As Tom + Lorenzo pointed out in their critique of the dress, the look was custom-made for the star, which raised questions as to why it seemed to fit her so poorly. Did she miss a fitting? Or was there something bigger happening? “It’s a shame because it’s cute and it suits her,” they wrote, “but the poor fit and affected posture … make it look terrible.” Dunham’s apparent red carpet discomfort is something that crops up a great deal in criticisms about her fashion misfires. But there may be a good reason for it.

Opening up to E! about how she takes “pleasure” from landing on worst-dressed lists, Dunham reflected on the times she hasn’t looked “her best” and suggested, as the outlet put it, it was when “she was trying to dress like someone else.” She explained, “I thought there was some [image] that you had to fit into.
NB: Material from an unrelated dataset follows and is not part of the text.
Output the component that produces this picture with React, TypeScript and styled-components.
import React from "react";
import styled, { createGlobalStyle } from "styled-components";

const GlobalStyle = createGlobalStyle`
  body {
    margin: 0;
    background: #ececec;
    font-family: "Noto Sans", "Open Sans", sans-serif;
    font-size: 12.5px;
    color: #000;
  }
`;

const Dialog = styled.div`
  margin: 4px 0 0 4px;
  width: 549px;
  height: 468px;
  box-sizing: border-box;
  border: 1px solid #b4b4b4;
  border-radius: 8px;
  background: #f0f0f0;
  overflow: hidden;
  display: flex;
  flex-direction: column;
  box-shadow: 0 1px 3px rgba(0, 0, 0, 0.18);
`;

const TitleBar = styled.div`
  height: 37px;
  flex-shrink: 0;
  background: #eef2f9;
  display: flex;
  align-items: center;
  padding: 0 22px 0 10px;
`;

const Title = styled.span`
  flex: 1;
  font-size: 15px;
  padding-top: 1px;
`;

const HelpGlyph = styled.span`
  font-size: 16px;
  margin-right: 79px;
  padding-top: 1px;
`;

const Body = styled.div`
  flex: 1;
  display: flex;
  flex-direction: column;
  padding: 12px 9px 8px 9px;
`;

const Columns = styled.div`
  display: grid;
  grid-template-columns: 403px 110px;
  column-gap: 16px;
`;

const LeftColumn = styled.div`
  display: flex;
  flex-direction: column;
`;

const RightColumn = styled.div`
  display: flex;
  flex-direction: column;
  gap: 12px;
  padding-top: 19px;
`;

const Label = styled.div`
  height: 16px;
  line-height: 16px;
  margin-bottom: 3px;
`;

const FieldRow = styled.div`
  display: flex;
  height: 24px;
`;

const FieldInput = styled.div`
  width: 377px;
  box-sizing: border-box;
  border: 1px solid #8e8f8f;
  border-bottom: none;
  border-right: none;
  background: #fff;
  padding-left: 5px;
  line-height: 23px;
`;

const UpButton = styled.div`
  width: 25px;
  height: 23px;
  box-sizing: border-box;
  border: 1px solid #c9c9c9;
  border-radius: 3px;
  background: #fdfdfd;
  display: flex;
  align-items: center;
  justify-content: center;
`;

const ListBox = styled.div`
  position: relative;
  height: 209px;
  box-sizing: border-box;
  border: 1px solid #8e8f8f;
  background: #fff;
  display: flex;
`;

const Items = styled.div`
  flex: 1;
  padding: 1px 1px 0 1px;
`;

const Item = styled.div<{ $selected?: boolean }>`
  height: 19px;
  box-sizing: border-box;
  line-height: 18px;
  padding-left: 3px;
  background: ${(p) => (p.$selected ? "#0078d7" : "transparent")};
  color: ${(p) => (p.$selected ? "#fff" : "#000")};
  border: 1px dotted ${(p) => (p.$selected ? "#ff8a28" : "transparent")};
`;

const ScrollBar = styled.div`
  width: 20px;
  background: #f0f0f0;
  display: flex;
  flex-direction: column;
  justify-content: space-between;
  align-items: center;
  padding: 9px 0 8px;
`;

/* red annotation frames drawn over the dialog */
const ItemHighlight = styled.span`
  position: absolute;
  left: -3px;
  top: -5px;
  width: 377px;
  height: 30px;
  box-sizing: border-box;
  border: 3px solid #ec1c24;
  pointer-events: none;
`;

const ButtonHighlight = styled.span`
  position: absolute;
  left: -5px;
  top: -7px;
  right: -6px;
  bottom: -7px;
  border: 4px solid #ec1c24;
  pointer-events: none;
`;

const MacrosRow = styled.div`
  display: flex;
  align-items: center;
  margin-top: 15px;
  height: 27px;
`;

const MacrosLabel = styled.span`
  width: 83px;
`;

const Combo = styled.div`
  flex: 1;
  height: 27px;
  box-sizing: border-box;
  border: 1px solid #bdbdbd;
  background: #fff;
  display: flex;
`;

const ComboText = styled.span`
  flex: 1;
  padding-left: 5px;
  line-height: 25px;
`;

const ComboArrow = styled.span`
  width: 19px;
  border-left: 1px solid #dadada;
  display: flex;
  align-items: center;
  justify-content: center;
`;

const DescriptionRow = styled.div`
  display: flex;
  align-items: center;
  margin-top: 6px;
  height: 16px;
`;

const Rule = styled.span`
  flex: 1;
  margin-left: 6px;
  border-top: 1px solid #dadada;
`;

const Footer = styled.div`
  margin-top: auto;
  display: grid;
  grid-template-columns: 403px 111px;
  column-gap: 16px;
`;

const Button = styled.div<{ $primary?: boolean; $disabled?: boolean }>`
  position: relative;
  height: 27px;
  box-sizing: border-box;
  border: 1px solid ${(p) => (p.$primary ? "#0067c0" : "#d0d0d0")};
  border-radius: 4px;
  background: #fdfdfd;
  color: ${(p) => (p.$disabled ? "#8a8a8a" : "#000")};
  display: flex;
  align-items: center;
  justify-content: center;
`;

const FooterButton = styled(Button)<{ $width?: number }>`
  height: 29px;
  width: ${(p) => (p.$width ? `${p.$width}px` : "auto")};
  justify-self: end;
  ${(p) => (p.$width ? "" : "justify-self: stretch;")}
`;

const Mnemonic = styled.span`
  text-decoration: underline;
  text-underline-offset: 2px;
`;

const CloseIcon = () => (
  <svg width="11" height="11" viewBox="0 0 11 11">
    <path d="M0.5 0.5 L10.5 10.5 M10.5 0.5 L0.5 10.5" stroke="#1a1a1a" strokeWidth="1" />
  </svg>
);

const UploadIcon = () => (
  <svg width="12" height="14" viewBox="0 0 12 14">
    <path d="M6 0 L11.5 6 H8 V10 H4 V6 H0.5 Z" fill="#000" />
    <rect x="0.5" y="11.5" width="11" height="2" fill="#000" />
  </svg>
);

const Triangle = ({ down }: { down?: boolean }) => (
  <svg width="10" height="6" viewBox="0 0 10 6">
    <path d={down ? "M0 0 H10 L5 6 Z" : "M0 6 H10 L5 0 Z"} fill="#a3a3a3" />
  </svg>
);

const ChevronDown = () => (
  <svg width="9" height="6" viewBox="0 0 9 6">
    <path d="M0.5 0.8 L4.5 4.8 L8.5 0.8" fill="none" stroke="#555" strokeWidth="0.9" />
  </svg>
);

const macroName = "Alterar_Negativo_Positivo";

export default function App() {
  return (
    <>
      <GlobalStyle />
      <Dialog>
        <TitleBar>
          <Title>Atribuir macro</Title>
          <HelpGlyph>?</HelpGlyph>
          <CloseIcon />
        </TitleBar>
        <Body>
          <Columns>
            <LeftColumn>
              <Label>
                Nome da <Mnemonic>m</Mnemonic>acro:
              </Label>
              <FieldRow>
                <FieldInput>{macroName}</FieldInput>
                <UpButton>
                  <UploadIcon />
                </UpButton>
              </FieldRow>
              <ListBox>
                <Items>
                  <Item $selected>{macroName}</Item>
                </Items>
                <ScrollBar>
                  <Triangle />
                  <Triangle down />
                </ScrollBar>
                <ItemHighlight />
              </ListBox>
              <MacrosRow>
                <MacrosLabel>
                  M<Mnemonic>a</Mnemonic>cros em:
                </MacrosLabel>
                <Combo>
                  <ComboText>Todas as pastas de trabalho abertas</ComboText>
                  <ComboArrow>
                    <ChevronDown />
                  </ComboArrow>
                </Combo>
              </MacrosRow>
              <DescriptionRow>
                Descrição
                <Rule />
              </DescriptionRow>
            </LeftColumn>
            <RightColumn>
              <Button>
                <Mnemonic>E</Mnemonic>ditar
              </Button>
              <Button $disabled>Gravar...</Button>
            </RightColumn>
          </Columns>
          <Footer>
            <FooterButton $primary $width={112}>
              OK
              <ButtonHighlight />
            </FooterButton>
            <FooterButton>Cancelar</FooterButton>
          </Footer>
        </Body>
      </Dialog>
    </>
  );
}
Now I understand that it doesn’t matter.” 

The covert sabotaging of a beautiful dress

Take a deep enough look at Lena Dunham’s fashion history, and you’ll discover that her biggest critics return to the same complaints time and again: She apparently wears beautiful dresses very badly, and her propensity for irony sabotages her sense of style. Both issues appeared to be at play when Dunham attended The Hollywood Reporter’s 35 Most Powerful People event in 2016, wearing a stunning Simon Rocha ruffle trim dress with a clashing set of accessories — a bouclé green coat and a pair of snakeskin chelsea boots with burgundy ankle socks.

As Go Fug Yourself pointed out, Dunham had worn the dress earlier in the day for her appearance on “Late Night with Seth Meyers,” where the look worked. As well as looking “preppy and retro” on Dunham, it was also “the perfect length for TV.” However, they argued that the “Slanket/Bathrobe proxy” coat made the whole look resemble an unpleasant “1995” slacker throwback. Meanwhile, Tom + Lorenzo derided “the Oscar the Grouch coat” and accused the TV star of picking a “conventionally pretty” dress that she “deliberately uglied … up” for the sake of irony.
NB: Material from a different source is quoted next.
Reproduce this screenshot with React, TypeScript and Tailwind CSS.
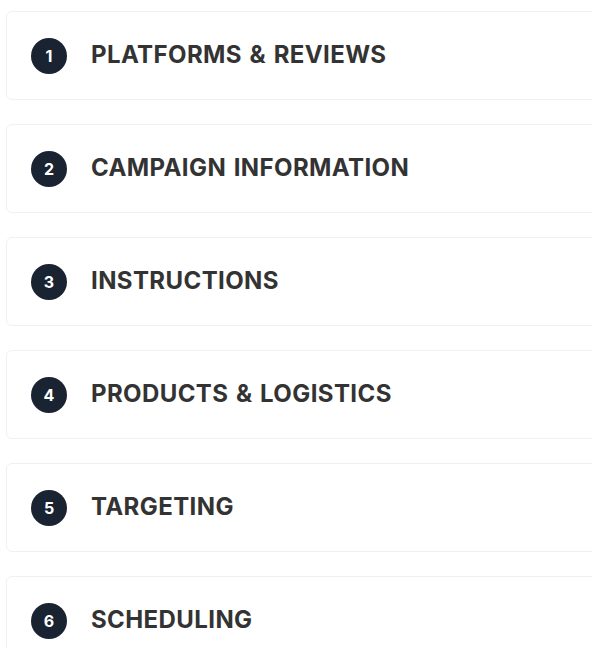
import React from "react";

const steps = [
  "PLATFORMS & REVIEWS",
  "CAMPAIGN INFORMATION",
  "INSTRUCTIONS",
  "PRODUCTS & LOGISTICS",
  "TARGETING",
  "SCHEDULING",
];

const StepCard = ({ n, title }: { n: number; title: string }) => (
  <div className="w-[620px] h-[89px] shrink-0 flex items-center gap-6 pl-6 bg-white border border-[#f0f0f0] rounded-md">
    <div className="w-9 h-9 rounded-full bg-[#1a2332] flex items-center justify-center text-white text-[16px] font-bold font-['Inter',sans-serif]">
      {n}
    </div>
    <h2 className="text-[24px] leading-8 -mt-[2px] font-bold tracking-[0.4px] [word-spacing:1.5px] text-[#333333] font-['Inter',sans-serif]">
      {title}
    </h2>
  </div>
);

const App = () => {
  return (
    <div className="w-[592px] h-[648px] overflow-hidden bg-white">
      <div className="flex flex-col gap-6 pl-[6px] pt-[11px]">
        {steps.map((t, i) => (
          <StepCard key={t} n={i + 1} title={t} />
        ))}
      </div>
    </div>
  );
};

export default App;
Ironic, ugly, or otherwise, Dunham at least looked comfortable. And at an event celebrating powerful people, there’s surely an argument to be made that there’s something undeniably powerful about a woman knowing full well the judgements that will be made against her, and wearing whatever the heck she wants, anyway.

Lena Dunham and that tuxedo-no-no

Considering Lena Dunham’s unconventional and often polarizing approach to fashion, it was no surprise that she’d become a Met Gala regular. In 2016, she rocked up to the annual meeting of art and fashion at New York’s Metropolitan Museum of Art, where the theme was “Manus x Machina: Fashion in an Age of Technology.” Taking an odd fashion-clone approach to the exhibition theme, Dunham showed up wearing matching tuxedos and oversized glasses with her pals and collaborators, Jenni Konner and J. Crew creative director Jenna Lyons, whose brand designed the outfits (via People).

Admittedly, it wasn’t her worst look, but it was hardly well-received either. A fact made all the worse when Dunham accused charismatic football star Odell Beckham Jr. — whom she was apparently sat next to — of being disgusted by her outfit. The “Tiny Furniture” filmmaker unleashed the weird rant while in conversation with Amy Schumer for Lenny Letter. “The vibe was very much like, ‘Do I want to f**k it? Is it wearing a …yep, it’s wearing a tuxedo.'” The two did not talk, however, per the New York Daily News. This probably why, when asked about the incident, Beckham Jr. appeared “confused” and said simply, “I don’t know man, I don’t have much to say about that” (via The New York Times).

Understandably, Dunham faced ferocious backlash for her comments. She later apologized on Instagram, stating that she had “projected [her] insecurities” and “made totally narcissistic assumptions” about the situation, which she regretted stating “as facts.”

The Girls star's Shakespearean faux-pas

In the same Lenny Letter interview she chose to call out Odell Beckham Jr. for something that he didn’t do, Lena Dunham also went off about her disdain for the Met Gala. She recounted to comedian Amy Schumer that the two were sitting across from each other and were “count[ing] down” the minutes until they “could escape” (via Page Six). Perhaps inexplicably, however, Dunham kept getting invited back and would go on to attend the Met Gala for years to come.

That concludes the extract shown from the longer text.